Felipe Ortega! Rosa Nuñez! Linda!

Oh, and the LaGrange family going to the same place we are? Not on this bus.

(WBEZ/Linda Lutton)

As we get further and further into Mexico, the frustration in the bus dissipates. Along with all the delays there are also homemade tortillas at a roadside restaurant. Barbacoa tacos. Soup. The warm sun. And the thought of piñatas and weddings and quinceañera parties, all the family waiting for us.

It’s been a pretty good trip, the guy in front of me says.

The bus official at our very last stop –51 hours down, 4 to go—sees it like this:

Lo bueno es que ya va a llegar a su destino. Que tenga buen viaje, y bienvenida a México.
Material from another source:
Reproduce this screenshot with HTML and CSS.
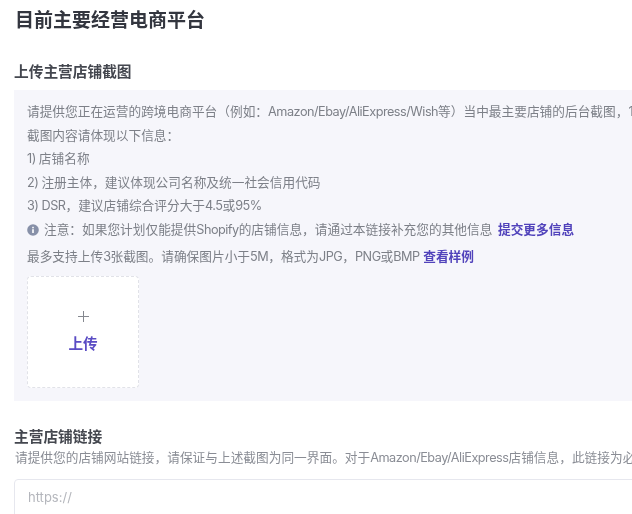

The good thing is you’re almost there. Have a very nice trip. Welcome to Mexico.

* * *

I was not going to tape on the return trip to Chicago. But I could not help myself when this happened…
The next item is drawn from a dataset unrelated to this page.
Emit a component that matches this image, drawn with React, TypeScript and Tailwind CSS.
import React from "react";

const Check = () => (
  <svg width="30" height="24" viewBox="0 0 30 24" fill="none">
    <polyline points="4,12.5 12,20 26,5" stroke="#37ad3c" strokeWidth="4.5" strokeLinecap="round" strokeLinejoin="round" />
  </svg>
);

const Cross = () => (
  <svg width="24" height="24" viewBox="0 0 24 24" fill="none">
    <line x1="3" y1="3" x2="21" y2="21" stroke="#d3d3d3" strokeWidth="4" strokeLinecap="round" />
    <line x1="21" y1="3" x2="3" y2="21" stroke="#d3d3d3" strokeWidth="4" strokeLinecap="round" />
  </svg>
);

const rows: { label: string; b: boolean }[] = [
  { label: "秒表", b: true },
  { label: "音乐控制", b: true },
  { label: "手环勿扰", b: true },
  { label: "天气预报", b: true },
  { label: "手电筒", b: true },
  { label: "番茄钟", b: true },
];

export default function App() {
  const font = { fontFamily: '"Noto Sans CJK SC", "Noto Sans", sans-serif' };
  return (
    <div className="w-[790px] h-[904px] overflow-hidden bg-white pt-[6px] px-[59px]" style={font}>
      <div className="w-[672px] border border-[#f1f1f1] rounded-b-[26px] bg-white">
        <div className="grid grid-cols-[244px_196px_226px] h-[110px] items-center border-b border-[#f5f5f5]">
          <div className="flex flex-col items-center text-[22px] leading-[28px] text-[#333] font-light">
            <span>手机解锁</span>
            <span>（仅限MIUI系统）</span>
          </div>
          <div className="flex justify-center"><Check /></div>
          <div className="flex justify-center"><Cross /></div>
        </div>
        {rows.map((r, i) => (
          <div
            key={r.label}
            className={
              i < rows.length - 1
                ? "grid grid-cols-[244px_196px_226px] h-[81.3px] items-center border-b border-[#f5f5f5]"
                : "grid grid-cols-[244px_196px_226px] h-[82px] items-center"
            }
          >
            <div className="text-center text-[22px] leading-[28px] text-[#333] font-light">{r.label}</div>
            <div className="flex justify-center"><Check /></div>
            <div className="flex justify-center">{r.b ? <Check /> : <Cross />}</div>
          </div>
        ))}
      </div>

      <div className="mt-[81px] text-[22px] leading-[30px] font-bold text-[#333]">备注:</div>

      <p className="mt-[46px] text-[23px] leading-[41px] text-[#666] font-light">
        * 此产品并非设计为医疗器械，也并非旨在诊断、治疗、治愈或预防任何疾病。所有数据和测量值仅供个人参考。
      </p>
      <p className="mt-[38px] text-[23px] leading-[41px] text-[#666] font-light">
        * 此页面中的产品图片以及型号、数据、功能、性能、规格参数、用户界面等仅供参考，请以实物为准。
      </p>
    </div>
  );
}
BBBBBBEEEEEEEEEEEEEEEEP.  BEEP.

Buses inside Mexico are equipped with annoying, piercing alarms that sound every time the driver goes over the speed limit. These international immigrant buses don’t usually have those alarms. But yep, we got one.

BEEEEEEEEEEEEEEP.

All night long, no one complained.

I feel that’s a very Mexican response, I tell my Mexican husband.
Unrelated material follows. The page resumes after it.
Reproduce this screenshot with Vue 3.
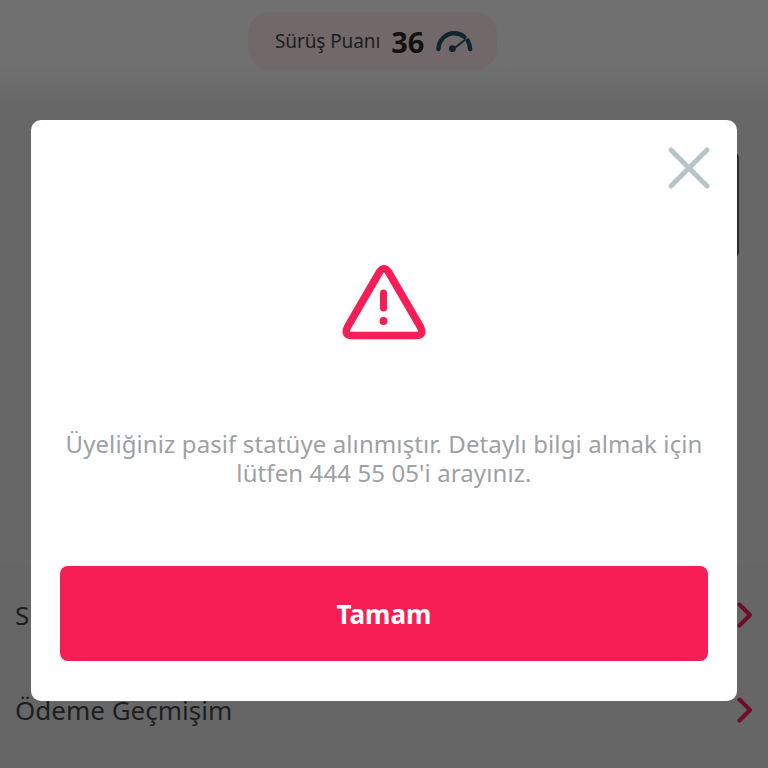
<script setup>
const rows = ['Sürüş Geçmişim', 'Ödeme Geçmişim']
</script>

<template>
  <div class="page">
    <header class="head">
      <div class="pill">
        <span class="pill-label">Sürüş Puanı</span>
        <b class="pill-num">36</b>
        <svg class="gauge" width="40" height="24" viewBox="0 0 40 24" fill="none">
          <path d="M3.500 20.500C4 11 11 4 20 4c4 0 7.500 1.300 10.500 3.800" stroke="#10252e" stroke-width="4.500" stroke-linecap="round" />
          <path d="M34 11.500c1.300 2.700 2.200 5.700 2.500 9" stroke="#10252e" stroke-width="4.500" stroke-linecap="round" />
          <path d="M20 19.500 31 11" stroke="#10252e" stroke-width="2" stroke-linecap="round" />
          <circle cx="18" cy="20" r="3.500" fill="#10252e" />
        </svg>
      </div>
    </header>
    <section class="middle">
      <div class="card-edge"></div>
    </section>
    <section class="list">
      <div v-for="r in rows" :key="r" class="row">
        <span>{{ r }}</span>
        <svg width="16" height="26" viewBox="0 0 16 26" fill="none">
          <path d="M2.500 2.500 13 13 2.500 23.500" stroke="#6f0c28" stroke-width="4" stroke-linecap="round" stroke-linejoin="round" />
        </svg>
      </div>
    </section>

    <div class="modal">
      <button class="close" aria-label="Kapat">
        <svg width="44" height="44" viewBox="0 0 44 44" fill="none">
          <path d="M4 4 40 40M40 4 4 40" stroke="#b7c3c6" stroke-width="5" stroke-linecap="round" />
        </svg>
      </button>
      <svg class="warn" width="84" height="76" viewBox="0 0 84 76" fill="none">
        <path d="M37.500 8Q42 1.500 46.500 8L78.500 63Q82.500 71.500 74 71.500H10Q1.500 71.500 5.500 63Z" stroke="#f71e55" stroke-width="7.500" stroke-linejoin="round" />
        <path d="M41.500 29V44" stroke="#f71e55" stroke-width="7" stroke-linecap="round" />
        <circle cx="41.500" cy="57" r="4" fill="#f71e55" />
      </svg>
      <p class="msg">Üyeliğiniz pasif statüye alınmıştır. Detaylı bilgi almak için<br />lütfen 444 55 05'i arayınız.</p>
      <button class="ok">Tamam</button>
    </div>
  </div>
</template>

<style scoped>
.page {
  position: relative;
  width: 768px;
  height: 768px;
  overflow: hidden;
  background: #666666;
  font-family: "Noto Sans", "Open Sans", sans-serif;
}
.head {
  height: 105px;
  background: linear-gradient(#707070 60%, #676767);
  padding: 12px 0 0 248px;
  box-sizing: border-box;
}
.pill {
  width: 249px;
  height: 58px;
  box-sizing: border-box;
  padding: 0 23px 0 27px;
  border-radius: 22px;
  background: #716969;
  display: flex;
  align-items: center;
  color: #1d1c1e;
  white-space: nowrap;
}
.pill-label {
  font-size: 19px;
  letter-spacing: -0.1px;
}
.pill-num {
  font-size: 29px;
  font-weight: 700;
  margin-left: 11px;
  color: #111;
}
.gauge {
  margin-left: 11px;
}
.middle {
  height: 460px;
  display: flex;
  justify-content: flex-end;
  align-items: flex-start;
  padding-top: 47px;
  padding-right: 29px;
  box-sizing: border-box;
  background: #666766;
}
.card-edge {
  width: 20px;
  height: 106px;
  background: #2c2c2c;
  border-radius: 0 6px 6px 0;
}
.list {
  height: 203px;
  padding-top: 2px;
  box-sizing: border-box;
}
.row {
  height: 95px;
  padding: 0 15px;
  display: flex;
  align-items: center;
  justify-content: space-between;
  font-size: 26px;
  color: #1d1e20;
}
.modal {
  position: absolute;
  left: 31px;
  top: 120px;
  width: 706px;
  height: 581px;
  box-sizing: border-box;
  padding: 144px 29px 40px;
  background: #fff;
  border-radius: 10px;
  display: flex;
  flex-direction: column;
  align-items: center;
}
.close {
  position: absolute;
  top: 26px;
  right: 26px;
  width: 44px;
  height: 44px;
  padding: 0;
  border: 0;
  background: none;
}
.warn {
  flex: none;
}
.msg {
  margin: 89px 0 0;
  font-size: 24px;
  line-height: 29px;
  text-align: center;
  color: #9ea1a4;
  white-space: nowrap;
  letter-spacing: 0.1px;
}
.ok {
  margin-top: auto;
  width: 648px;
  height: 95px;
  border: 0;
  border-radius: 8px;
  background: #f71e55;
  color: #fff;
  font-family: inherit;
  font-size: 26px;
  font-weight: 700;
}
</style>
What would be the point of complaining? he asks. The driver can’t do anything but go slower. And we don’t want to go slower. But he agrees: if this had been a bus full of gringos, they definitely would have complained.

The bus beeped all the way to northern Mexico. It was still dark, but ahead I could see a long, thin line of lights running left and right across the highway— the border.

The thing about taking the bus to Mexico, you actually physically feel the distance between the two places that make up your life. You feel the border—with its checkpoints and flashing lights and immigration officials with their walkie-talkies.

Hello, Sir. 10-4, 10-4.

On the way back to Chicago, the bus drivers put on classic Mexican movies, heightening nostalgia for the place we were leaving behind, the narrow black highway stretched out like a thread between Mexico and Chicago, the bus moving along it.